EXERCISE:
Below is a listing; write it out exactly and drop any images from it.

MATERIAL:
· · · · ·

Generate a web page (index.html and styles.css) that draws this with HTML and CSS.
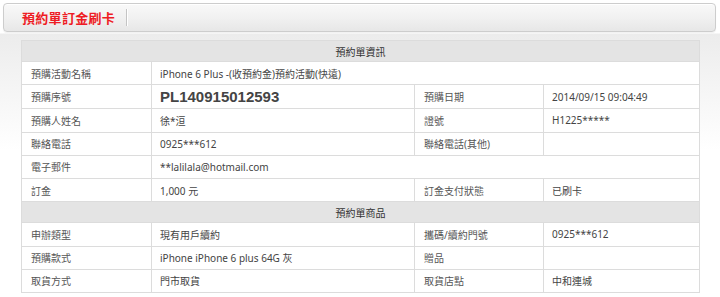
FILE: index.html
```html
<!DOCTYPE html>
<html lang="zh-Hant">
<head>
    <meta charset="UTF-8">
    <meta name="viewport" content="width=device-width, initial-scale=1.0">
    <title>預約單訂金刷卡</title>
    <link rel="stylesheet" href="styles.css">
</head>
<body>
    <div class="title-bar">
        <h2 class="title">預約單訂金刷卡</h2>
        <span class="title-sep"></span>
    </div>

    <div class="content">
        <table class="order-table">
            <colgroup>
                <col class="col-label">
                <col class="col-value">
                <col class="col-label2">
                <col class="col-value2">
            </colgroup>
            <tr>
                <th colspan="4">預約單資訊</th>
            </tr>
            <tr>
                <td class="label">預購活動名稱</td>
                <td colspan="3">iPhone 6 Plus -(收預約金)預約活動(快遠)</td>
            </tr>
            <tr class="serial-row">
                <td class="label">預購序號</td>
                <td class="serial">PL140915012593</td>
                <td class="label">預購日期</td>
                <td>2014/09/15 09:04:49</td>
            </tr>
            <tr>
                <td class="label">預購人姓名</td>
                <td>徐*洹</td>
                <td class="label">證號</td>
                <td>H1225*****</td>
            </tr>
            <tr>
                <td class="label">聯絡電話</td>
                <td>0925***612</td>
                <td class="label">聯絡電話(其他)</td>
                <td></td>
            </tr>
            <tr>
                <td class="label">電子郵件</td>
                <td colspan="3">**lalilala@hotmail.com</td>
            </tr>
            <tr>
                <td class="label">訂金</td>
                <td>1,000 元</td>
                <td class="label">訂金支付狀態</td>
                <td>已刷卡</td>
            </tr>
            <tr>
                <th colspan="4">預約單商品</th>
            </tr>
            <tr>
                <td class="label">申辦類型</td>
                <td>現有用戶續約</td>
                <td class="label">攜碼/續約門號</td>
                <td>0925***612</td>
            </tr>
            <tr>
                <td class="label">預購款式</td>
                <td>iPhone iPhone 6 plus 64G 灰</td>
                <td class="label">贈品</td>
                <td></td>
            </tr>
            <tr>
                <td class="label">取貨方式</td>
                <td>門市取貨</td>
                <td class="label">取貨店點</td>
                <td>中和連城</td>
            </tr>
        </table>
    </div>
</body>
</html>
```

FILE: styles.css
```css
body {
    margin: 0;
    padding: 3px 4px 0 3px;
    font-family: "Noto Sans", "Noto Sans CJK TC", sans-serif;
    font-size: 10px;
    color: #333;
    background: linear-gradient(to bottom, #fff 0, #fff 33px, #ececec 34px, #fff 150px);
    min-height: 294px;
}
.title-bar {
    display: flex;
    align-items: center;
    height: 27px;
    border: 1px solid #cdcdcd;
    border-radius: 4px;
    background: linear-gradient(to bottom, #f9f9f9 0, #f0f0f0 55%, #e7e7e7 100%);
    box-shadow: inset 0 1px 0 #fff, 0 1px 1px rgba(0, 0, 0, 0.06);
}
.title {
    margin: 0 0 0 18px;
    font-family: "Noto Sans CJK TC", sans-serif;
    font-size: 13px;
    font-weight: bold;
    letter-spacing: 0.3px;
    color: #ee1c24;
    line-height: 1;
}
.title-sep {
    width: 1px;
    height: 17px;
    margin-left: 11px;
    background: #c4c4c4;
    box-shadow: 1px 0 0 #fff;
}
.content {
    padding: 8px 17px 0 18px;
}
.order-table {
    width: 678px;
    border-collapse: collapse;
    table-layout: fixed;
    background: #fff;
}
.col-label { width: 130px; }
.col-value { width: 263px; }
.col-label2 { width: 129px; }
.col-value2 { width: 156px; }
.order-table th,
.order-table td {
    border: 1px solid #dcdcdc;
    padding: 0 8px;
    text-align: left;
    white-space: nowrap;
}
.order-table th {
    height: 20px;
    background: #e4e4e4;
    text-align: center;
    font-weight: normal;
    color: #333;
}
.order-table td {
    height: 22.25px;
    color: #444;
}
.order-table td.label {
    padding-left: 9px;
    color: #555;
}
.serial-row td {
    height: 23px;
}
.order-table td.serial {
    font-family: "Liberation Sans", sans-serif;
    font-size: 15px;
    font-weight: bold;
    color: #444;
}
```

· · · · ·

SOLUTION FOR THIS EXERCISE:
Generate a web page (index.html and styles.css) that draws this with HTML and CSS.
FILE: index.html
```html
<!DOCTYPE html>
<html lang="zh-Hant">
<head>
    <meta charset="UTF-8">
    <meta name="viewport" content="width=device-width, initial-scale=1.0">
    <title>預約單訂金刷卡</title>
    <link rel="stylesheet" href="styles.css">
</head>
<body>
    <div class="title-bar">
        <h2 class="title">預約單訂金刷卡</h2>
        <span class="title-sep"></span>
    </div>

    <div class="content">
        <table class="order-table">
            <colgroup>
                <col class="col-label">
                <col class="col-value">
                <col class="col-label2">
                <col class="col-value2">
            </colgroup>
            <tr>
                <th colspan="4">預約單資訊</th>
            </tr>
            <tr>
                <td class="label">預購活動名稱</td>
                <td colspan="3">iPhone 6 Plus -(收預約金)預約活動(快遠)</td>
            </tr>
            <tr class="serial-row">
                <td class="label">預購序號</td>
                <td class="serial">PL140915012593</td>
                <td class="label">預購日期</td>
                <td>2014/09/15 09:04:49</td>
            </tr>
            <tr>
                <td class="label">預購人姓名</td>
                <td>徐*洹</td>
                <td class="label">證號</td>
                <td>H1225*****</td>
            </tr>
            <tr>
                <td class="label">聯絡電話</td>
                <td>0925***612</td>
                <td class="label">聯絡電話(其他)</td>
                <td></td>
            </tr>
            <tr>
                <td class="label">電子郵件</td>
                <td colspan="3">**lalilala@hotmail.com</td>
            </tr>
            <tr>
                <td class="label">訂金</td>
                <td>1,000 元</td>
                <td class="label">訂金支付狀態</td>
                <td>已刷卡</td>
            </tr>
            <tr>
                <th colspan="4">預約單商品</th>
            </tr>
            <tr>
                <td class="label">申辦類型</td>
                <td>現有用戶續約</td>
                <td class="label">攜碼/續約門號</td>
                <td>0925***612</td>
            </tr>
            <tr>
                <td class="label">預購款式</td>
                <td>iPhone iPhone 6 plus 64G 灰</td>
                <td class="label">贈品</td>
                <td></td>
            </tr>
            <tr>
                <td class="label">取貨方式</td>
                <td>門市取貨</td>
                <td class="label">取貨店點</td>
                <td>中和連城</td>
            </tr>
        </table>
    </div>
</body>
</html>
```

FILE: styles.css
```css
body {
    margin: 0;
    padding: 3px 4px 0 3px;
    font-family: "Noto Sans", "Noto Sans CJK TC", sans-serif;
    font-size: 10px;
    color: #333;
    background: linear-gradient(to bottom, #fff 0, #fff 33px, #ececec 34px, #fff 150px);
    min-height: 294px;
}
.title-bar {
    display: flex;
    align-items: center;
    height: 27px;
    border: 1px solid #cdcdcd;
    border-radius: 4px;
    background: linear-gradient(to bottom, #f9f9f9 0, #f0f0f0 55%, #e7e7e7 100%);
    box-shadow: inset 0 1px 0 #fff, 0 1px 1px rgba(0, 0, 0, 0.06);
}
.title {
    margin: 0 0 0 18px;
    font-family: "Noto Sans CJK TC", sans-serif;
    font-size: 13px;
    font-weight: bold;
    letter-spacing: 0.3px;
    color: #ee1c24;
    line-height: 1;
}
.title-sep {
    width: 1px;
    height: 17px;
    margin-left: 11px;
    background: #c4c4c4;
    box-shadow: 1px 0 0 #fff;
}
.content {
    padding: 8px 17px 0 18px;
}
.order-table {
    width: 678px;
    border-collapse: collapse;
    table-layout: fixed;
    background: #fff;
}
.col-label { width: 130px; }
.col-value { width: 263px; }
.col-label2 { width: 129px; }
.col-value2 { width: 156px; }
.order-table th,
.order-table td {
    border: 1px solid #dcdcdc;
    padding: 0 8px;
    text-align: left;
    white-space: nowrap;
}
.order-table th {
    height: 20px;
    background: #e4e4e4;
    text-align: center;
    font-weight: normal;
    color: #333;
}
.order-table td {
    height: 22.25px;
    color: #444;
}
.order-table td.label {
    padding-left: 9px;
    color: #555;
}
.serial-row td {
    height: 23px;
}
.order-table td.serial {
    font-family: "Liberation Sans", sans-serif;
    font-size: 15px;
    font-weight: bold;
    color: #444;
}
```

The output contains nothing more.